Englund and associates at the Max Planck Institute for the History of Science, Berlin, are hoping that the library’s funding, from the National Science Foundation and the National Endowment for the Humanities, will continue so they can keep gathering material for the archive. The library now includes early cuneiform examples from the Yale Babylonian Collection, the Oriental Institute at the University of Chicago, the Hearst Museum of Anthropology at UC Berkeley, and a collection at the Rosicrucian Egyptian Museum in San Jose. Next up, completing the documentation of the collection at the Hermitage Museum in St. Petersburg, Russia. After that, Englund hopes to add the early cuneiform in the Louvre and parts of the British Museum collection.

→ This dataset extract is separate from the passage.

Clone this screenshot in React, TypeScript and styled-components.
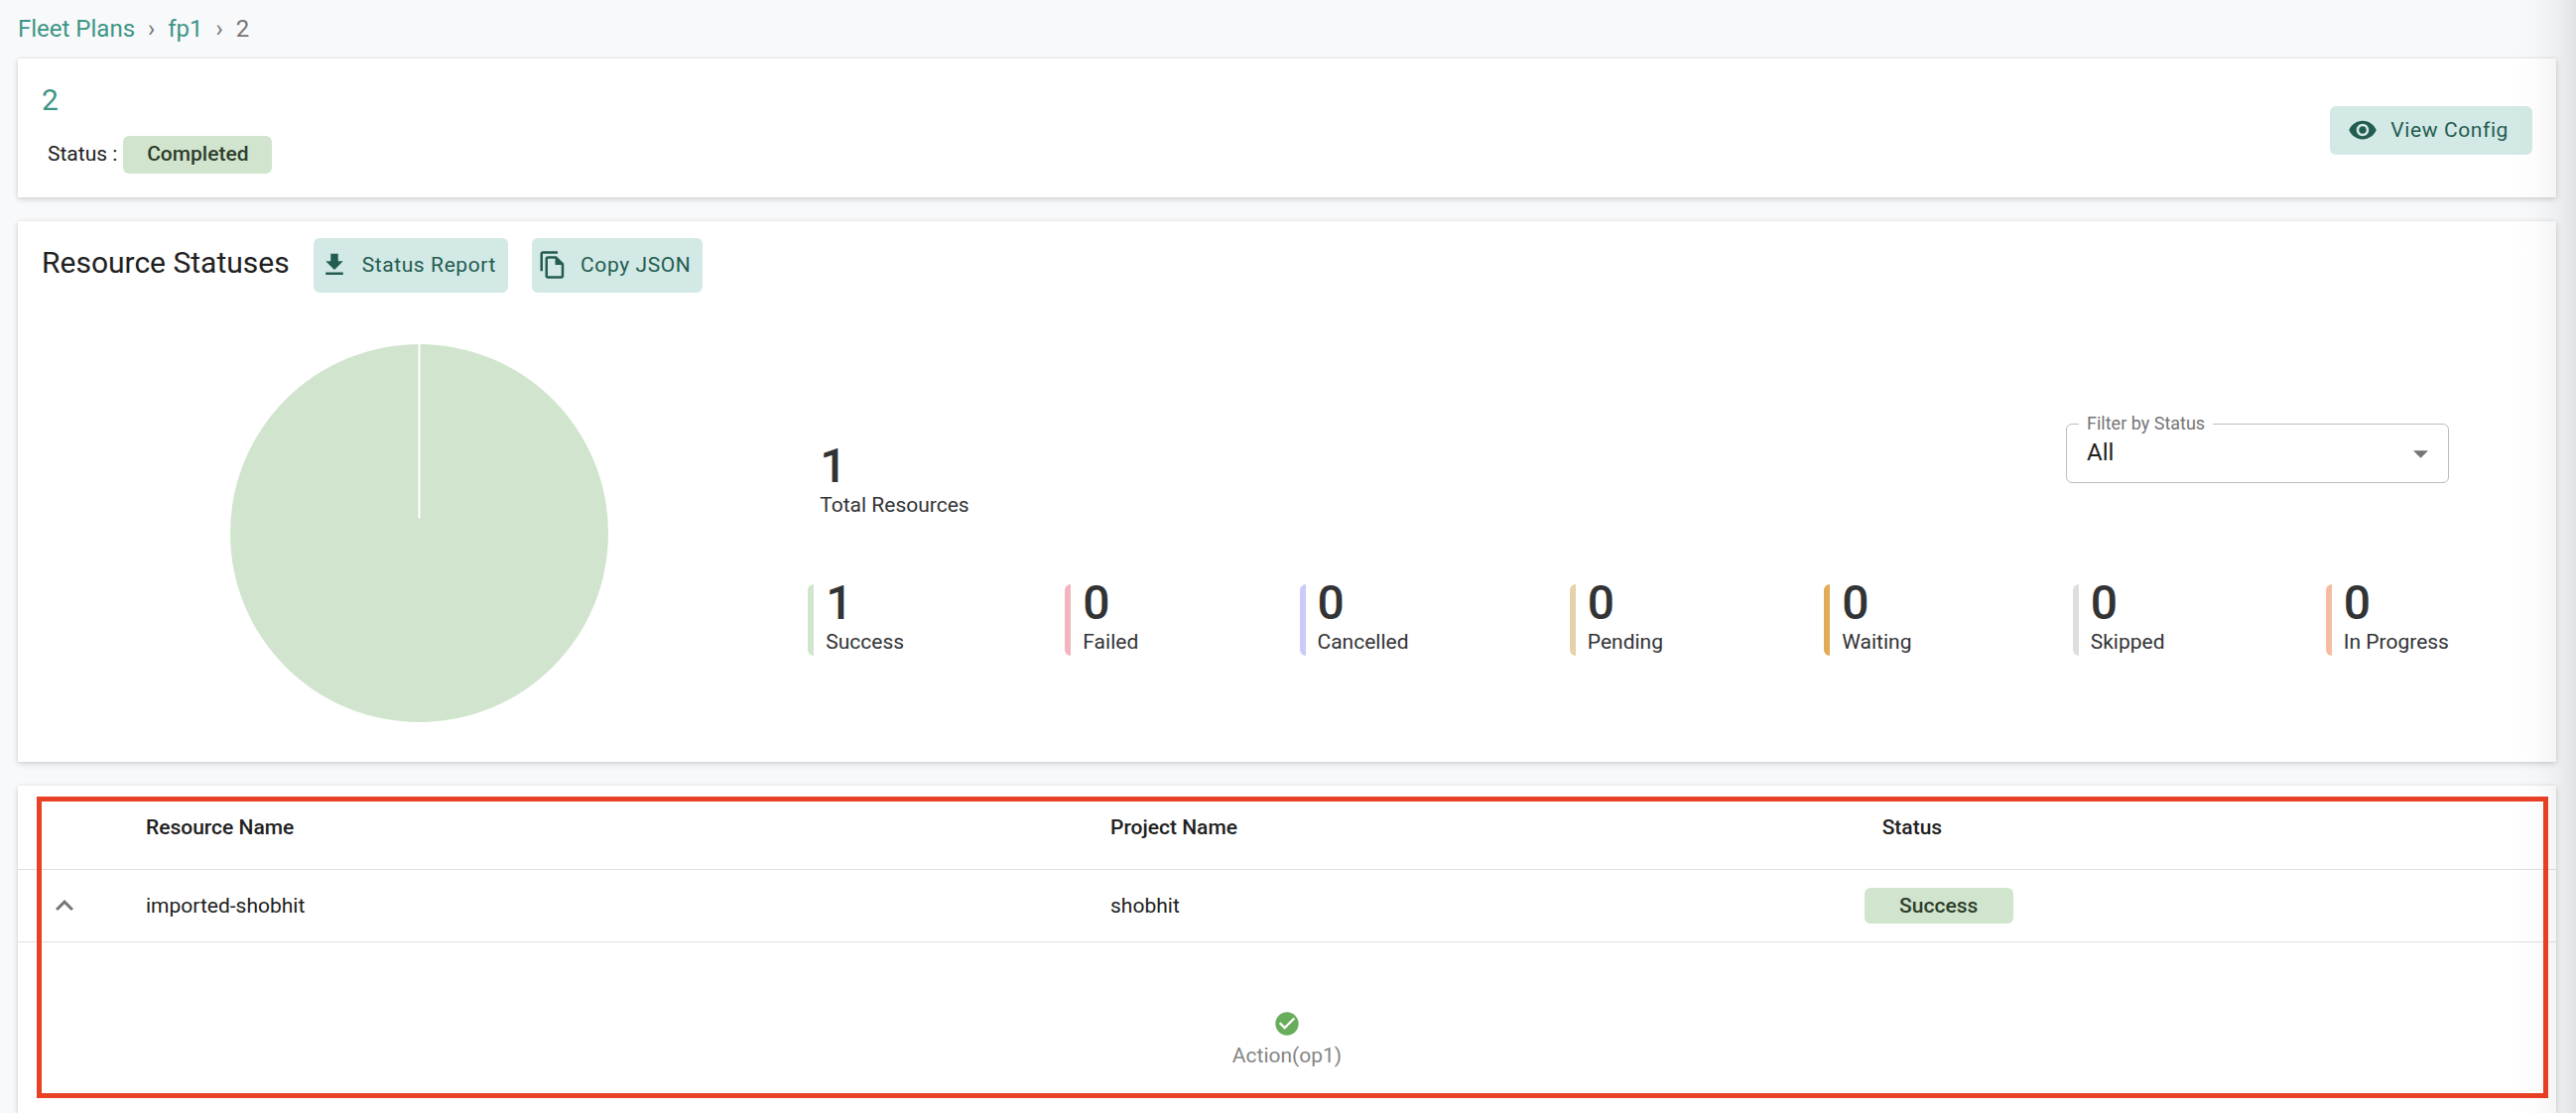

“We get access to their collections, and they get access to us,” says Fitzgerald.

Without such a centralizing effort, which allows for easy comparison and contrast among texts spread around the globe, ancient Mesopotamian history is “almost like an organism missing its synapses,” says Englund.

On a recent afternoon at the Gelb Library at UCLA, Englund was lecturing on a tablet, the image of which was projected onto the wall. It was the ancient Near East equivalent of a credit card slip showing the purchase of sheep. He had spent three hours in the hot, dark library pointing out the nitty gritty of the writing system and the text, and a student stifled a yawn.

“Why should we care?” Fitzgerald had asked rhetorically at one point during the afternoon, before providing the answer: “We’re reconstructing the history of human endeavor.”